Legally the description of the trust as the "alter ego" or "puppet" of a settlor is not sufficient on its own to make it a sham if it reflects the genuine intention of the parties. In Marriage of Gould (1993) 17 FamLR 156 at 167 (which was applied in G vT [2003] FamCA 1076 by O'Reilly J) Fogarty J stated:
"36. On the other hand, the description of an entity as the 'alter ego' or 'puppet' of a person really denotes something different. Correctly described, it is not an assertion that it is a "counterfeit, a facade or a false front". Rather, it describes an actual situation although as a matter of law or practicality the actions of the other entity may be capable of and may in fact be controlled by the party in question. For example, a party may establish a trust over which he or she exercises control. That trust may in turn own or control property. It may be correct to describe that trust as the alter ego or even perhaps the puppet of that party, but it would not be correct to describe its existence or its ownership or control of property as a sham. Transactions entered into by it under which it deals with its property by, for example, a transfer of property to a third party would not be a sham transaction. It is likely to be a genuine transaction although the evidence may demonstrate that the transaction was carried out 'by direction of or in the interest of' the party."

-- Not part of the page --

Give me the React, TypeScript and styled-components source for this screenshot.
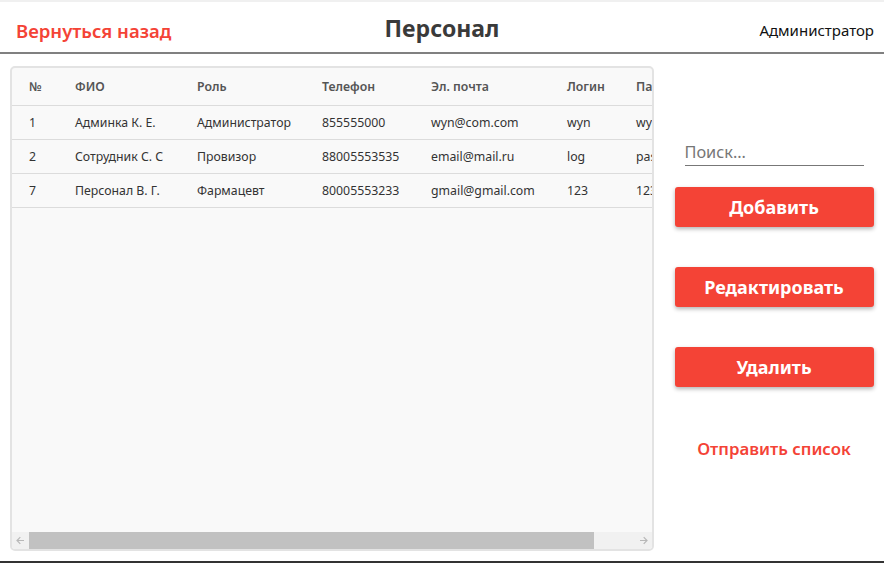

In Marriage of Gould was applied in Official Assignee v Wilson. As Chisholm J, stated at para 58:
[58] The underlying common intention requirement for a sham has been consistently adopted by the Court of Appeal and is clearly binding on this Court. If alter ego trusts were to be automatically recognised as shams that underlying requirement would be negated. The result would be that a half way house between a conventional sham trust and a valid trust would be created. In Re Secuitibank Limited (No.2) at 168 Richardson J seems to have rejected the possibility that there is any half way house. I accept that view. It seems to be that to adopt a half way house would be to effectively re-write the traditional understanding of a sham."
Chisholm J distinguished the earlier New Zealand High Court decisions in Prime v Hardie [2003] NZFLR 481, (2002) 22 FRNZ 553 (as in that case a sham had not been pleaded and Salmon J expressly upheld the objection of counsel for the plaintiff to that matter being raised), and Glass v Hughey [2003] NZFLR 865, (2003) 23 FRNZ 674 (on the basis that Priestley J's comments in that case were probably obiter).
The "Alter ego" trust cases
A number of Australian and New Zealand family law decisions show a failure to appreciate what a "sham" is, and need to be treated with a great deal of caution. They show a tendency to attempt to do justice in the circumstances, without identifying the correct legal principles.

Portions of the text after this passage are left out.